5.         Identification of Attorneys’ Representatives: The Settlement Class is represented by (i) Andrew J. Entwistle, Esq. of Entwistle & Cappucci LLP, 500 W. 2nd Street, Suite 1900-16, Austin, Texas 7870, (512) 710-5960, aentwistle@entwistle-law.com; and (ii) Vincent R. Cappucci, Esq. of Entwistle & Cappucci LLP, 299 Park Avenue, 20th Floor, New York, NY 10171, (212) 894-7200, vcappucci@entwistle-law.com.

 

6.         Reasons for the Settlement: Lead Plaintiffs’ principal reason for entering into the Settlement is the substantial current and prospective recovery for the Settlement Class without the risk or the delays inherent in further litigation against the Defendants. First and foremost, Akorn currently lacks the ability to pay a significant judgment should one be obtained following a trial. Moreover, the substantial benefits provided under the proposed Settlement must be considered against the significant risk that a smaller recovery – or indeed no recovery at all – might be achieved after contested motions, a trial of the Action against the Defendants, and likely appeals that would follow a trial, a process that could be expected to last several years. The Defendants deny all allegations of wrongdoing or liability whatsoever and are entering into the Settlement solely to eliminate the uncertainty, burden, and expense of further protracted litigation.

 

YOUR LEGAL RIGHTS AND OPTIONS IN THE SETTLEMENT:

 

SUBMIT A PROOF OF CLAIM FORM POSTMARKED NO LATER THAN ______. ONLY ONE PROOF OF CLAIM FORM NEEDS TO BE SUBMITTED.   This is the only way to be eligible to receive a payment from the proceeds of the Settlement. If you are a Settlement Class Member and you remain in the Settlement Class, you will be bound by the Settlement as approved by the Court and you will give up any Released Plaintiffs’ Claims (defined in ¶ 27 below) that you have against the Defendants and the other Released Persons (defined in ¶ 28 below), so it is in your interest to submit a Proof of Claim Form.
EXCLUDE YOURSELF FROM THE SETTLEMENT CLASS BY SUBMITTING A WRITTEN REQUEST FOR EXCLUSION SO THAT IT IS RECEIVED NO LATER THAN __________.   If you exclude yourself from the Settlement Class, you will not be eligible to receive any payment from the Settlement Fund.
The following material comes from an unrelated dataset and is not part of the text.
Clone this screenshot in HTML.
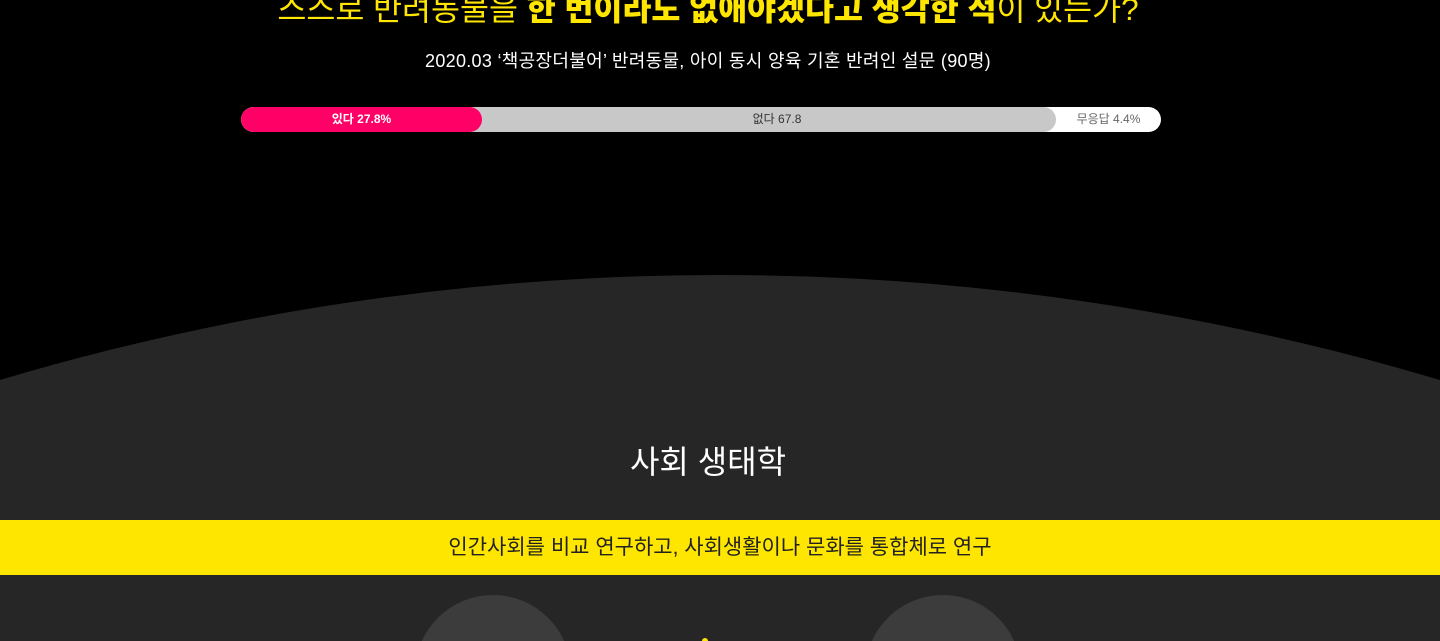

This is the only option that allows you ever to be part of any other lawsuit against any of the Defendants or the other Released Persons concerning the Released Plaintiffs’ Claims.
OBJECT TO THE SETTLEMENT BY SUBMITTING A WRITTEN OBJECTION SO THAT IT IS RECEIVED NO LATER THAN ___________.   If you do not like the Settlement, the proposed Plan of Allocation, or the request for attorneys’ fees and reimbursement of Litigation Expenses, you may write to the Court and explain why you do not like them. You cannot object to the Settlement, the Plan of Allocation, or the fee and expense request unless you are a Settlement Class Member and do not exclude yourself from the Settlement Class.
GO TO A HEARING ON _______ AT ______, AND FILE A NOTICE OF INTENTION TO APPEAR SO THAT IT IS RECEIVED NO LATER THAN ___________.   Filing a written objection and notice of intention to appear by ________ allows you to speak in Court, at the discretion of the Court, about the fairness of one or more of the Settlement, the Plan of Allocation, and/or the request for attorneys’ fees and expenses. If you submit a written objection, you may (but you do not have to) attend the hearing and, at the discretion of the Court, speak to the Court about your objection.
DO NOTHING.   If you are a member of the Settlement Class and you do not submit a valid Proof of Claim Form, you will not be eligible to receive any payment from the Settlement Fund. You will, however, remain a member of the Settlement Class, which means that you give up your right to sue about the claims that are resolved by the Settlement and you will be bound by any judgments or orders entered by the Court in the Action.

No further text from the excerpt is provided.